++++ Given material

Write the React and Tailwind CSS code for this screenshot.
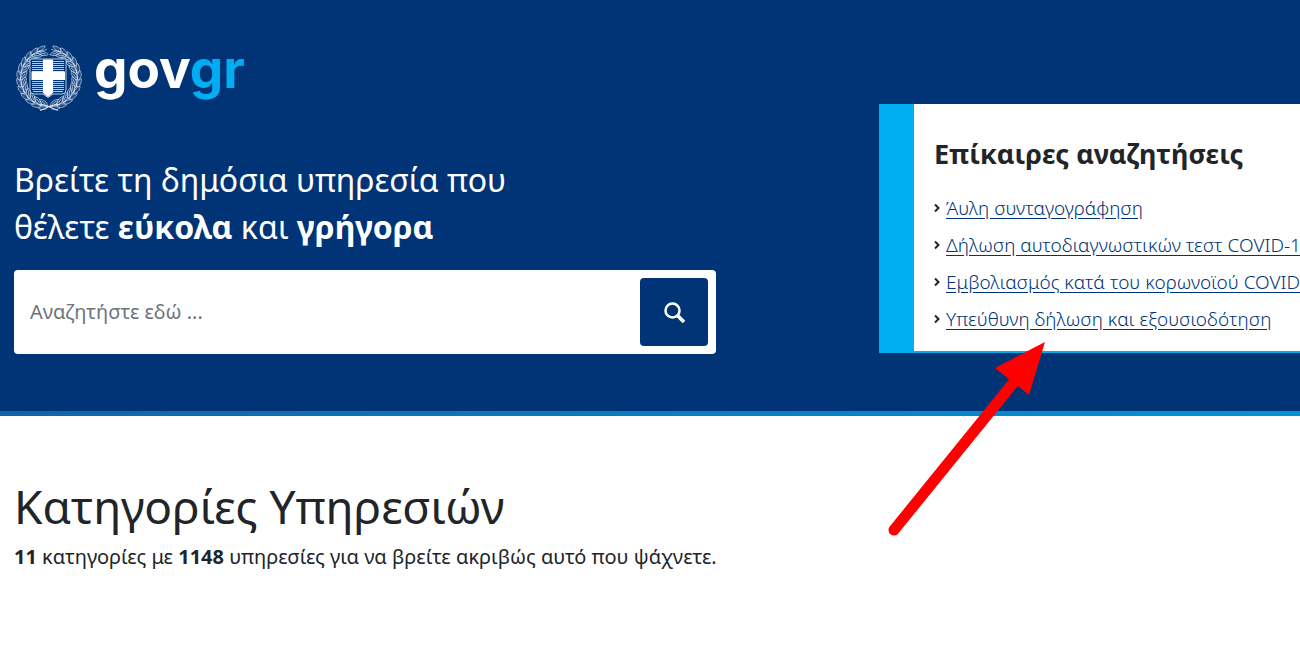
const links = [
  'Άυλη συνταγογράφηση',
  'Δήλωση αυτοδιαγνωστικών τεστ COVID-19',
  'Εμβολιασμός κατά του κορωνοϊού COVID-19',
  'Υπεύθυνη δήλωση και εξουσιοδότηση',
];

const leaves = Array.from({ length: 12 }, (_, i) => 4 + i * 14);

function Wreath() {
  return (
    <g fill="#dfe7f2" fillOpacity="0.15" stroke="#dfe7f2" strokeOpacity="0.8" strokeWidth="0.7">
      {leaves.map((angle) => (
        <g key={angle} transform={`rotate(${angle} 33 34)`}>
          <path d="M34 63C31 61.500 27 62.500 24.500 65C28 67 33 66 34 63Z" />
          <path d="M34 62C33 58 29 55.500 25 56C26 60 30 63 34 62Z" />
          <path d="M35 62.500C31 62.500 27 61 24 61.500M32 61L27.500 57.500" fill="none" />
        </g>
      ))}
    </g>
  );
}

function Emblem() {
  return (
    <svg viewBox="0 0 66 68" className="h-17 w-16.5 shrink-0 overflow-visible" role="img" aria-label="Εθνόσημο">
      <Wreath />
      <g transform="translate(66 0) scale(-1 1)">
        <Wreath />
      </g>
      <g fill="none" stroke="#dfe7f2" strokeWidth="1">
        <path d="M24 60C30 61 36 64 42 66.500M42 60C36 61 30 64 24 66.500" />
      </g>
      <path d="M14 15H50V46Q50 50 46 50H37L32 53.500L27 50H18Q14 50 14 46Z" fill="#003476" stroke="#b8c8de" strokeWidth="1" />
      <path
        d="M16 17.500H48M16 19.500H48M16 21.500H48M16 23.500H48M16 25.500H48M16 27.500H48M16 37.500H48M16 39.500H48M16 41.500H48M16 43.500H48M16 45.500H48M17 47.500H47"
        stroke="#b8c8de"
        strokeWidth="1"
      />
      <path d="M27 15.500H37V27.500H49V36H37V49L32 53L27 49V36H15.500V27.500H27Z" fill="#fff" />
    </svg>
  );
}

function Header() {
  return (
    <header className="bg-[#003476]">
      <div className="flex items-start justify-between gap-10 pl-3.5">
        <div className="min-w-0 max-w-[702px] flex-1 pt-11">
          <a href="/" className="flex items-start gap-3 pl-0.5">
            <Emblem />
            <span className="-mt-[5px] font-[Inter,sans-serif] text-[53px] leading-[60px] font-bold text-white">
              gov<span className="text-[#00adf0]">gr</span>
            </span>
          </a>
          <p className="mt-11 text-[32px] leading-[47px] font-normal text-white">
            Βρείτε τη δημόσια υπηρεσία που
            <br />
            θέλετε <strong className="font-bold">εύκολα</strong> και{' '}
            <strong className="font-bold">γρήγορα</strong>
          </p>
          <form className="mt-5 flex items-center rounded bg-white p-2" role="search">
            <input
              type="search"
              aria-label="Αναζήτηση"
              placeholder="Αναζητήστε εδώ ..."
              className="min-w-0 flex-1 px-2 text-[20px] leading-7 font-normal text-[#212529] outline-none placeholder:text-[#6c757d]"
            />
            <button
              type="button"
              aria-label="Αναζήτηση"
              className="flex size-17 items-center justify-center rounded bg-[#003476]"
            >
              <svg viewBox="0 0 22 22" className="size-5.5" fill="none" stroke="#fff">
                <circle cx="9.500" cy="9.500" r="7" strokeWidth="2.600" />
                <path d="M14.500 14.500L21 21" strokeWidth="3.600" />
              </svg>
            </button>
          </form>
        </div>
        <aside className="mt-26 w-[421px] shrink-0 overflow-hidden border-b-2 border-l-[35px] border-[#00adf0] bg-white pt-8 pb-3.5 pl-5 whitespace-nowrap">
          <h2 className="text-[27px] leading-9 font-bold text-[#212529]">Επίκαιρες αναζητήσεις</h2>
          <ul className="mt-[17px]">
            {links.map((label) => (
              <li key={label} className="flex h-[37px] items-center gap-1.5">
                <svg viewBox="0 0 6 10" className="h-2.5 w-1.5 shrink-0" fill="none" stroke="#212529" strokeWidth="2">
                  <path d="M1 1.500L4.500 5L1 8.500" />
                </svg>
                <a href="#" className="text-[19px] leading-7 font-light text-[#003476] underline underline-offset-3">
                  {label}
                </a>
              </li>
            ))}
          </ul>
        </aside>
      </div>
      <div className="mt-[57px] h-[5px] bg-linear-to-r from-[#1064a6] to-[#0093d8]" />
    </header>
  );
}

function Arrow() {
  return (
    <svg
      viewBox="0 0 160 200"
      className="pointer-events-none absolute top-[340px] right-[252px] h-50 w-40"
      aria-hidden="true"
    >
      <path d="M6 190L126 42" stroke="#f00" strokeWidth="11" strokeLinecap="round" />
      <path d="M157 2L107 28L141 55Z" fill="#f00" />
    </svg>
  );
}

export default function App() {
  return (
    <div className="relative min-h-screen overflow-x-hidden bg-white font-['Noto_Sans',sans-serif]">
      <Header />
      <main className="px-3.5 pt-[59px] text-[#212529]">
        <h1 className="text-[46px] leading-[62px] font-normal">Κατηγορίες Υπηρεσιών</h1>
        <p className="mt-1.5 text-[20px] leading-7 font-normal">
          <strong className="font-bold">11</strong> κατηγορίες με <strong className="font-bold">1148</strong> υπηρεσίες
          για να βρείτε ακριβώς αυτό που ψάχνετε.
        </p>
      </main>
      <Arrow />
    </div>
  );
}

++++++++

To be done: Only the lines from the start of the material through the line containing "i) => 4 + i * 14);" should be transcribed. Pictures stay out.

Response to the exercise:
Write the React and Tailwind CSS code for this screenshot.
const links = [
  'Άυλη συνταγογράφηση',
  'Δήλωση αυτοδιαγνωστικών τεστ COVID-19',
  'Εμβολιασμός κατά του κορωνοϊού COVID-19',
  'Υπεύθυνη δήλωση και εξουσιοδότηση',
];

const leaves = Array.from({ length: 12 }, (_, i) => 4 + i * 14);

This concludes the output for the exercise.